Stated goal — Don't include pictures. Quote the lines below from the first through the line that contains "FaCog, FaFilter, FaCheck".

══════

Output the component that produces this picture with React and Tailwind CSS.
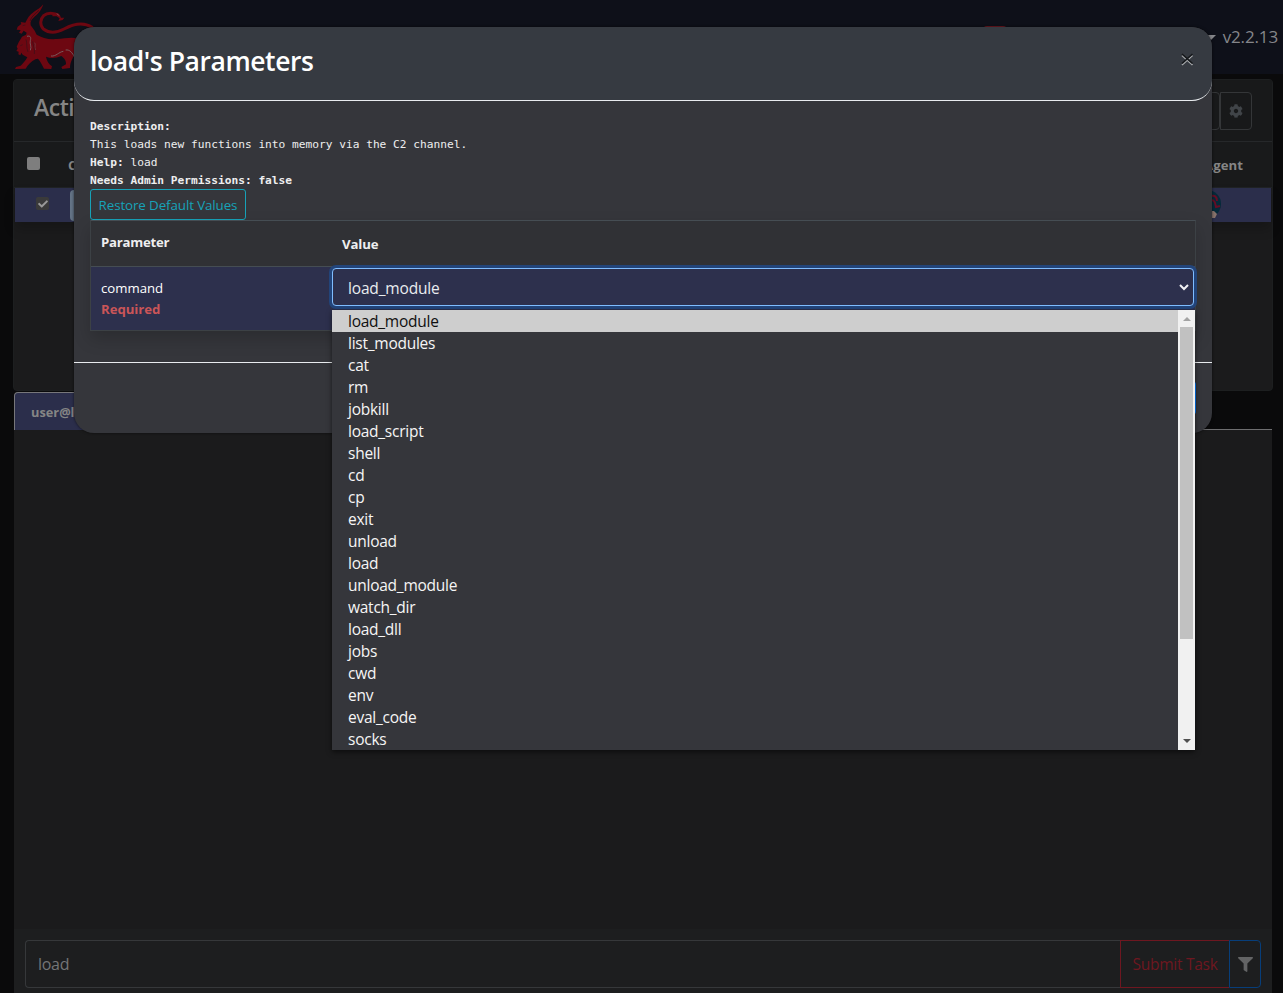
import { FaCog, FaFilter, FaCheck } from "react-icons/fa";

const COMMANDS = [
  "load_module", "list_modules", "cat", "rm", "jobkill", "load_script", "shell",
  "cd", "cp", "exit", "unload", "load", "unload_module", "watch_dir", "load_dll",
  "jobs", "cwd", "env", "eval_code", "socks",
];

function Logo() {
  return (
    <svg className="h-[74px] w-[100px]" viewBox="0 0 300 222" fill="none">
      <g fill="#6d0711">
        <path d="M130 13C123 34 112 43 102 52C94 59 90 65 92 76L104 92L110 104C126 113 144 119 170 117C196 114 218 110 240 116V182L222 166C217 178 210 188 210 204L187 207L184 201L198 193C199 182 192 174 184 168C168 175 152 176 138 170C140 182 146 192 156 199L154 207L132 206C126 195 122 184 114 176L106 178C94 184 84 194 77 206L45 207L48 201L62 197C70 190 76 182 82 172L68 164L64 158L61 166L55 163L56 155L49 153L53 146L50 140L56 127L66 110L78 104L80 98L71 92L65 101L57 98L62 90L50 89L53 80L64 72L62 66L76 68C82 55 88 44 102 35C112 29 122 23 130 13Z" />
        <path d="M158 40C166 36 176 38 180 46L183 53L193 53L188 60L175 63L179 55L170 49L157 49Z" />
      </g>
      <path d="M90 63C94 49 106 41 117 31" stroke="#0e1019" strokeWidth="1.5" />
      <path d="M172 44C157 38 141 38 131 47C120 58 119 75 130 87C147 100 171 98 192 87C215 75 246 62 276 82" stroke="#6d0711" strokeWidth="9" strokeLinecap="round" />
      <path d="M81 109C91 106 94 112 91 122C88 132 96 138 91 151" stroke="#786365" strokeWidth="2.6" />
      <path d="M104 128C109 134 102 140 107 150" stroke="#6b4a4e" strokeWidth="1.8" />
      <path d="M153 168C168 170 176 156 190 154M197 150C209 148 217 158 224 172" stroke="#786365" strokeWidth="2.8" />
      <path d="M170 41L178 47" stroke="#786365" strokeWidth="2" />
      <path d="M68 77L76 75M61 137L68 134M98 124C100 138 105 150 103 162M78 118C82 130 78 142 84 156" stroke="#35101a" strokeWidth="2" />
    </svg>
  );
}

function Page() {
  return (
    <div className="flex h-[993px] flex-col">
      <nav className="flex h-[74px] shrink-0 justify-between bg-[#0e1019]">
        <Logo />
        <div className="flex h-[74px] items-center pr-[5px] text-[#85868a]">
          <span className="mt-[8px] mr-[199px] h-[30px] w-6 rounded bg-[#6e1720]" />
          <span className="mr-[7px] border-x-[5px] border-t-[5px] border-x-transparent border-t-[#85868a]" />
          <span className="text-[17px] tracking-[-0.14px]">v2.2.13</span>
        </div>
      </nav>

      <section className="mt-[5px] mr-[10px] ml-[13px] flex h-[312px] shrink-0 flex-col rounded border border-[#1d1f20] bg-[#1b1b1c]">
        <div className="flex h-[62px] items-center justify-between border-b border-[#26282a] bg-[#18191a] pr-5 pl-5">
          <h2 className="mb-[6px] text-[23px] font-semibold tracking-[-0.5px] text-[#858585]">Acti</h2>
          <div className="flex h-[38px]">
            <span className="w-9 rounded-r border border-[#343638]" />
            <span className="flex w-8 items-center justify-center rounded-r border border-[#343638] text-[#404448]">
              <FaCog size={14} className="mt-px" />
            </span>
          </div>
        </div>
        <div className="flex h-[46px] items-center border-b border-[#202325] bg-[#191a1b] pr-[29px] pl-[13px] text-[13px] font-bold text-[#858585]">
          <span className="mb-[3px] h-[13px] w-[13px] rounded-[2px] bg-[#7e7e7e]" />
          <span className="mt-[2px] ml-[28px] grow">C</span>
          <span className="mt-[2px] text-[13.2px] tracking-[0.05px]"><span className="mr-[-2px] inline-block -translate-x-[2px]">A</span>gent</span>
        </div>
        <div className="mx-px flex h-[34px] items-center justify-between bg-[#2b2e4b] pr-[50px] pl-[21px] shadow-[0_7px_12px_rgba(0,0,0,0.2)]">
          <div className="flex items-center">
            <span className="mb-[3px] flex h-[13px] w-[13px] items-center justify-center rounded-[2px] bg-[#3a3a3a] text-[#999999]">
              <FaCheck size={10} />
            </span>
            <span className="ml-[21px] h-[31px] w-16 rounded bg-[#647486]" />
          </div>
          <svg className="mb-[3px] h-7 w-7" viewBox="0 0 28 28">
            <circle cx="14" cy="14" r="14" fill="#052a3a" />
            <path d="M18 6c4-1 6 1 6 5M18 10c4 0 4 3 5 7l4-1" fill="none" stroke="#650d25" strokeWidth="2" />
            <path d="M18 21h3l3 3-2 4h-4z" fill="#87736c" />
          </svg>
        </div>
      </section>

      <div className="mt-px mr-[11px] ml-[14px] flex h-[38px] shrink-0 border-b border-[#6e6e70]">
        <div className="h-[38px] w-40 rounded-t border border-b-0 border-[#77777b] bg-[#2b2e4b] pt-[10px] pl-4 text-[12.8px] leading-[19px] font-bold text-[#858585]">
          user@l
        </div>
      </div>

      <main className="mr-[11px] ml-[14px] flex grow flex-col justify-end bg-[#1b1b1c]">
        <div className="flex h-[64px] bg-[#1d1e1f] px-[11px] pt-[11px]">
          <div className="flex h-12 grow items-center rounded-l border border-r-0 border-[#36383a] pl-3 text-[16px] tracking-[-0.3px] text-[#747577]">load</div>
          <div className="flex h-12 w-[109px] items-center justify-center border border-r-0 border-[#6e1720] pt-[2px] text-[15.5px] tracking-[-0.26px] whitespace-nowrap text-[#6e1720]">
            Submit Task
          </div>
          <div className="flex h-12 w-8 items-center justify-center rounded-r border border-[#073e7a] text-[#636465]">
            <FaFilter size={15} />
          </div>
        </div>
      </main>
    </div>
  );
}

function OptionList() {
  return (
    <div className="absolute top-[310px] left-[332px] flex h-[440px] w-[863px] bg-[#35363b] shadow-[0_2px_5px_rgba(0,0,0,0.55)]">
      <ul className="grow text-[15.5px] leading-[22px] tracking-[-0.25px] text-[#f5f5f5]">
        {COMMANDS.map((name, i) => (
          <li key={name} className={i === 0 ? "h-[22px] bg-[#cecece] pl-4 text-[#101010]" : "h-[22px] pl-4"}>
            {name}
          </li>
        ))}
      </ul>
      <div className="flex w-[17px] flex-col items-center bg-[#f1f1f1]">
        <div className="flex h-[17px] items-center">
          <span className="mt-px border-x-[4px] border-b-[4px] border-x-transparent border-b-[#a3a3a3]" />
        </div>
        <div className="h-[312px] w-[13px] bg-[#c1c1c1]" />
        <div className="mt-auto flex h-[17px] items-center">
          <span className="mb-px border-x-[4px] border-t-[4px] border-x-transparent border-t-[#505050]" />
        </div>
      </div>
    </div>
  );
}

function Modal() {
  return (
    <div className="absolute top-[27px] left-[74px] flex h-[406px] w-[1138px] flex-col overflow-hidden rounded-[20px] bg-[#35363b] shadow-[0_0_3px_rgba(0,0,0,0.6)]">
      <header className="flex h-[74px] shrink-0 items-start justify-between rounded-[20px] border-b border-[#e9ecef] bg-[#363a41] pr-[18px] pl-4">
        <h1 className="mt-[13px] text-[26.5px] leading-[42px] font-semibold tracking-[-0.43px] text-white">load's Parameters</h1>
        <svg className="mt-[25px] h-[14px] w-[14px]" viewBox="0 0 14 14" fill="none">
          <path d="M2 3.5l10.5 9.5M12.5 3.5L2 13" stroke="#a6a8ab" strokeWidth="1.6" />
          <path d="M2 2l10.5 9.5M12.5 2L2 11.5" stroke="#15171a" strokeWidth="1.6" />
        </svg>
      </header>
      <div className="flex h-[261px] shrink-0 flex-col px-4 pt-[17px]">
        <div className="h-[71px] shrink-0 font-['DejaVu_Sans_Mono',monospace] text-[11.2px] leading-[18px] whitespace-pre text-[#eeeeef]">
          <p className="font-bold">Description:</p>
          <p>This loads new functions into memory via the C2 channel.</p>
          <p><b>Help:</b> load</p>
          <p className="font-bold">Needs Admin Permissions: false</p>
        </div>
        <button className="h-[31px] w-[156px] shrink-0 rounded-[3px] border border-[#17a2b8] pt-[2px] text-[13.4px] tracking-[-0.12px] whitespace-nowrap text-[#17a2b8]">
          Restore Default Values
        </button>
        <div className="flex h-[111px] w-[1106px] shrink-0 flex-col border border-[#3c4145] border-t-[#454d53] text-[13.2px] shadow-[0_8px_16px_rgba(0,0,0,0.18)]">
          <div className="flex h-[46px] shrink-0 border-b border-[#454d53] bg-[#303135] font-bold text-[#eeeeef]">
            <span className="w-[241px] pt-[12px] pl-[10px] tracking-[-0.25px]">Parameter</span>
            <span className="pt-[14px] pl-[10px] tracking-[-0.1px]">Value</span>
          </div>
          <div className="flex grow bg-[#2d304d]">
            <div className="w-[241px] pt-[11px] pl-[10px] leading-[21px]">
              <p className="text-white">command</p>
              <p className="font-bold tracking-[-0.05px] text-[#ca5558]">Required</p>
            </div>
            <div className="mt-px flex h-[38px] w-[862px] items-center justify-between rounded border border-[#80bdff] bg-[#2d304d] pr-[3px] pl-[15px] text-[15.5px] tracking-[-0.16px] text-[#e9ecef] shadow-[0_0_0_3px_#22447a]">
              <span className="mt-[3px]">load_module</span>
              <svg className="h-3 w-3" viewBox="0 0 12 12" fill="none">
                <path d="M2 4l4 4 4-4" stroke="#f1f1f4" strokeWidth="2" />
              </svg>
            </div>
          </div>
        </div>
      </div>
      <footer className="flex grow justify-end border-t border-[#e9ecef] pt-[18px] pr-4">
        <button className="h-[34px] w-20 rounded bg-[#007bff]" />
      </footer>
    </div>
  );
}

export default function App() {
  return (
    <div className="relative h-[993px] w-[1283px] overflow-hidden bg-[#0a0a0b] font-['Open_Sans','Noto_Sans',sans-serif]">
      <Page />
      <Modal />
      <OptionList />
    </div>
  );
}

══════

Solution for this exercise —
Output the component that produces this picture with React and Tailwind CSS.
import { FaCog, FaFilter, FaCheck } from "react-icons/fa";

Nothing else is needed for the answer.